Selain itu, mantan Karopaminal Divisi Propam, Hendra Kurniawan juga membenarkan terkait laporan pemeriksaan penyelidikan terkait dugaan tambang ilegal yang berada di Desa Santan Ulu, Kecamatan Marangkayu, Kabupaten Kutai Kartanegara.
"(LHP penyelidikan) Betul ya betul," ujar Hendra di PN Jakarta Selatan, Kamis (24/11/2022).
Kemudian, ia mengaku memeriksa orang-orang yang terlibat dalam dugaan setoran uang tambang ilegal di Kalimantan Timur.

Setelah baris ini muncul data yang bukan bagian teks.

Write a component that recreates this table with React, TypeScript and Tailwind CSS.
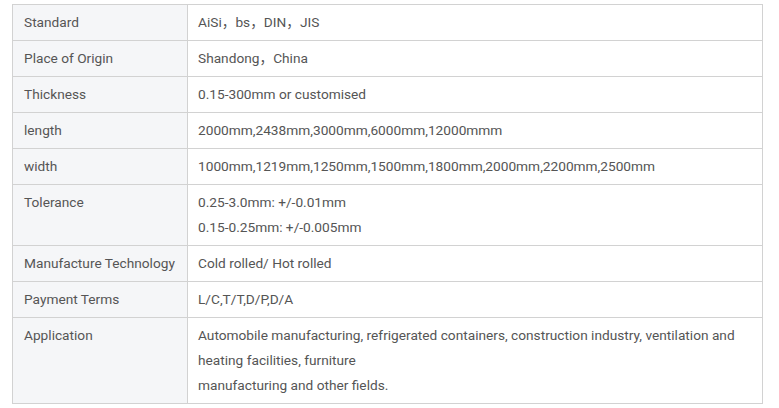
const rows: { label: string; value: string[] }[] = [
  { label: 'Standard', value: ['AiSi，bs，DIN，JIS'] },
  { label: 'Place of Origin', value: ['Shandong，China'] },
  { label: 'Thickness', value: ['0.15-300mm or customised'] },
  { label: 'length', value: ['2000mm,2438mm,3000mm,6000mm,12000mmm'] },
  { label: 'width', value: ['1000mm,1219mm,1250mm,1500mm,1800mm,2000mm,2200mm,2500mm'] },
  { label: 'Tolerance', value: ['0.25-3.0mm: +/-0.01mm', '0.15-0.25mm: +/-0.005mm'] },
  { label: 'Manufacture Technology', value: ['Cold rolled/ Hot rolled'] },
  { label: 'Payment Terms', value: ['L/C,T/T,D/P,D/A'] },
  {
    label: 'Application',
    value: [
      'Automobile manufacturing, refrigerated containers, construction industry, ventilation and',
      'heating facilities, furniture',
      'manufacturing and other fields.',
    ],
  },
]

export default function App() {
  return (
    <div className="h-[408px] w-[779px] bg-white pl-[12px] pt-[4px] font-['Roboto','Noto_Sans_CJK_SC',sans-serif] text-[13.7px] leading-[25px] text-[#555]">
      <table className="w-[751px] border-collapse">
        <tbody>
          {rows.map((row) => (
            <tr key={row.label}>
              <td className="w-[175px] border border-[#d2d2d2] bg-[#f5f6f8] px-[11px] py-[5px] align-top">
                {row.label}
              </td>
              <td className="border border-[#d2d2d2] px-[10px] py-[5px] align-top">
                {row.value.map((line, i) => (
                  <div key={i} className="whitespace-nowrap">
                    {line}
                  </div>
                ))}
              </td>
            </tr>
          ))}
        </tbody>
      </table>
    </div>
  )
}
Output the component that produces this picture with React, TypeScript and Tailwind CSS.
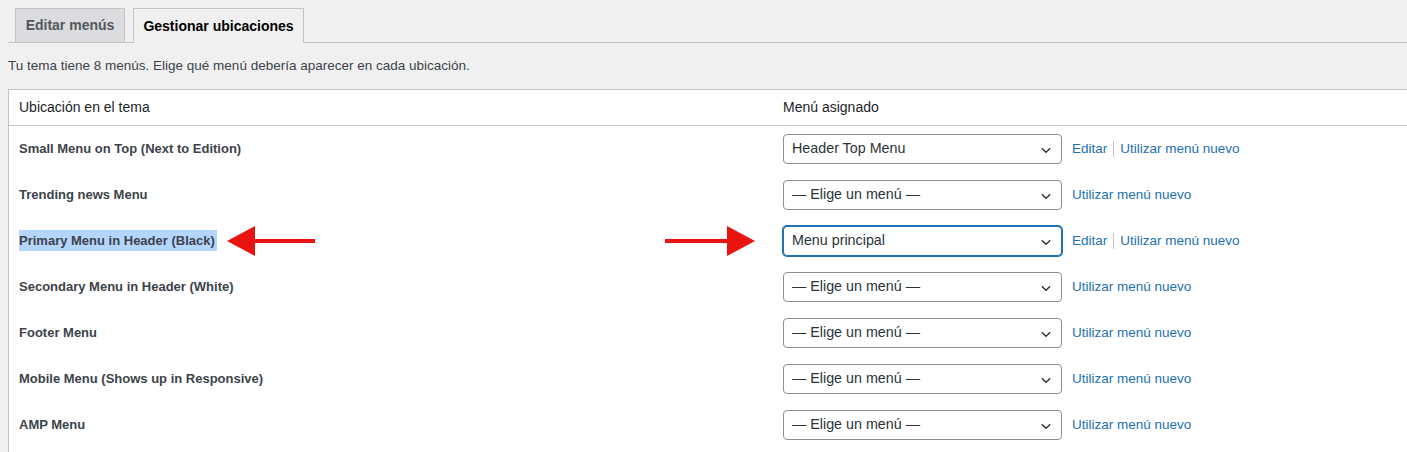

LHP itu bernomor R/ND-137/III/WAS.2.4./2022/ Ropaminal tertanggal 18 Maret 2022 dan ditandatangani Hendra Kurniawan.
Dalam hal tersebut, Hendra mengaku langsung yang memeriksa orang yang terlibat dalam tambang ilegal di Kalimantan Timur, yakni salah satunya Ismail Bolong.
"Betul ya saya (periksa Ismail Bolong)," kata Hendra sambil tersenyum.
Hendra tak bicara banyak mengenai hal ini. Dia hanya menegaskan LHP itu tidak fiktif.
"Tanyakan pada pejabat yang berwenang aja ya. Kan ada datanya, nggak fiktif," kata Hendra.
Sementara Kepala Bareskrim Komjen Agus Andrianto menanggapi pengakuan Sambo dan Hendra Kurniawan yang menandatangani LHP Divisi Propam terkait dugaan pemberian gratifikasi oleh Ismail Bolong.
Menurut dia, Ferdy Sambo dan Hendra saja menutupi kematian Nofriansyah Yosua Hutabarat.
“Saya ini penegak hukum, ada istilah bukti permulaan yang cukup dan bukti yang cukup. Maklumlah kasus almarhum Brigadir Yoshua aja mereka tutup-tutupi,” kata Agus pada Jumat (25/11/2022).
Menurut dia, berita acara pemeriksaan perkara (BAP) juga bisa direkayasa dan dibuat dengan penuh tekanan.
Bahkan, ia mencontohkan kasus BAP Irjen Teddy Minahasa yang dicabut semua terkait kasus bisnis narkoba.
"Liat saja BAP awal seluruh tersangka pembunuhan alm Brigadir Yoshua, dan teranyar kasus yang menjerat IJP TM yang belakangan mencabut BAP juga,” ujar dia.